Mfmst the directions said that one person could do most of the work in 4 - 5 hours. I am probably a bit over that, but not too much, so their estimate was in the ball park.

Molly I remember going to Trump Tower when it first opened since it was billed as being so luxurious. I just remember thinking how gaudy and therefore sort of ugly it was. I've walked past it many times since, but haven't gone in since the stores are not my thing either. Since my chickies are organic we will keep their digs nice and simple although I suppose I might find a nice glossy enamel to paint in the "Catherine's Flock" engraving that will be above the front door.

The small door in the back panel at ground level is a turn out door. After I get back from our pilgrimage to the Indy 500 I plan to replace that door with a solar powered automatic door which I ordered separately. It actually just came today, but I want to be around when I first set it up so that I know the girls know to get back home for the night before it closes. The mid level door on the left side is for access to the nest boxes without entering the coop which will be good for when I am away and BF or someone else is collecting eggs. It will also be possible to go into the coop and collect eggs through other doors to the nest boxes. With the feeder and waterer it will also be possible for other caretakers to do what they need to without entering the coop or letting the birds out.


----------



## Charmed

That's a great idea to have access from the outside of the coop for caretakers. I am amazed by how many people are intimidated by chickens. I guess it is from lack of exposure, or maybe a run in with a mean rooster. I have to admit that a broody hen can make me think twice about stealing her eggs. There is nothing like being attacked by an angry bantam frizzle. It looks like a ball of feathers is coming after you!


----------



## lily cd re

I had an ornery roo and my broodies do growl at me when I take the eggs, but they mostly just hunker down and complain. I can see how some people don't want to deal with those issues. BF for one tolerates their presence but would never want to touch them. Although he does eat lots of eggs.


----------



## snow0160

I am undergoing some furniture construction right today and been putting together a wardrobe since 2pm and just decided to call it quits. Your chicken's new home looks very nice. I love the engraving. 
I thought the same thing going to Trump tower because one of my friend lived a block from it. Unfortunately a lot of old New York homes do have that flamboyant gold decoration. I think my friends prewar home was like that. 
I had stripped my old dresser and used clear enamel to redo it and some enamel paint smells really strong because it is oil based. Acrylic paint by contrast practically have no smell. 
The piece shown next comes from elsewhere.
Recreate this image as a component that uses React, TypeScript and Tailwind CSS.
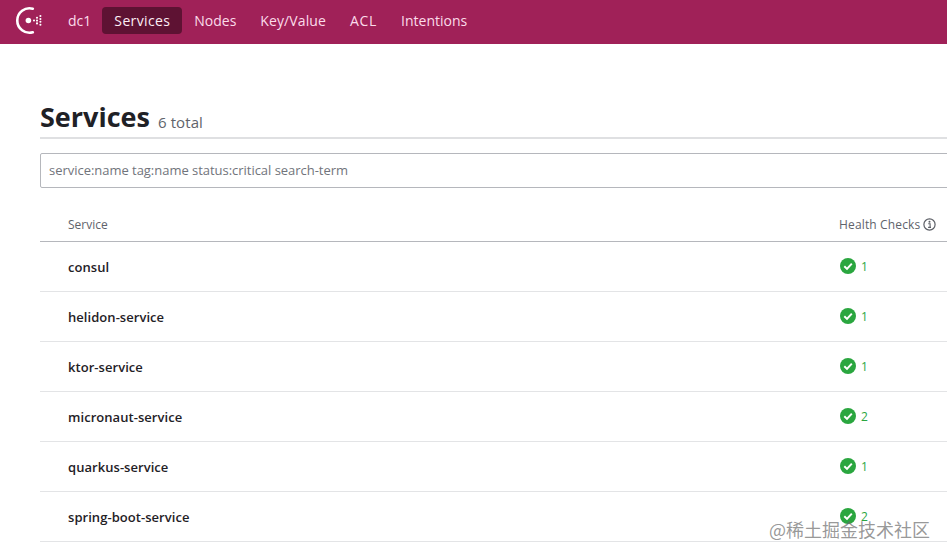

Sent from my iPhone using Tapatalk Pro


----------



## kontiki

lily cd re said:


> The small door in the back panel at ground level is a turn out door. After I get back from our pilgrimage to the Indy 500 I plan to replace that door with a solar powered automatic door which I ordered separately. It actually just came today, but I want to be around when I first set it up so that I know the girls know to get back home for the night before it closes.


Wow, way cool, a solar powered door! I am so impressed


----------



## lily cd re

kontiki I was really happy to see the link to the solar automatic door on the web site of the folks who make the coop. In the long run I plan to build an add on run off the back for them since there are too many red tailed hawks and cats in my neighborhood for me to be happy to allow the birds free run of my yard when no one is around, but I do want them to have some more room during the day especially once the littles that will arrive in June grow up enough to be added in with the other birds. I generally only allow free ranging when I am in the yard doing work there or I can leave Lily with them. I guess a solar powered automatic chicken door is just one more bit of evidence that technology is everywhere, even backyard farming.


----------



## Cadency

lily cd re said:


> ... I generally only allow free ranging when I am in the yard doing work there or I can leave Lily with them.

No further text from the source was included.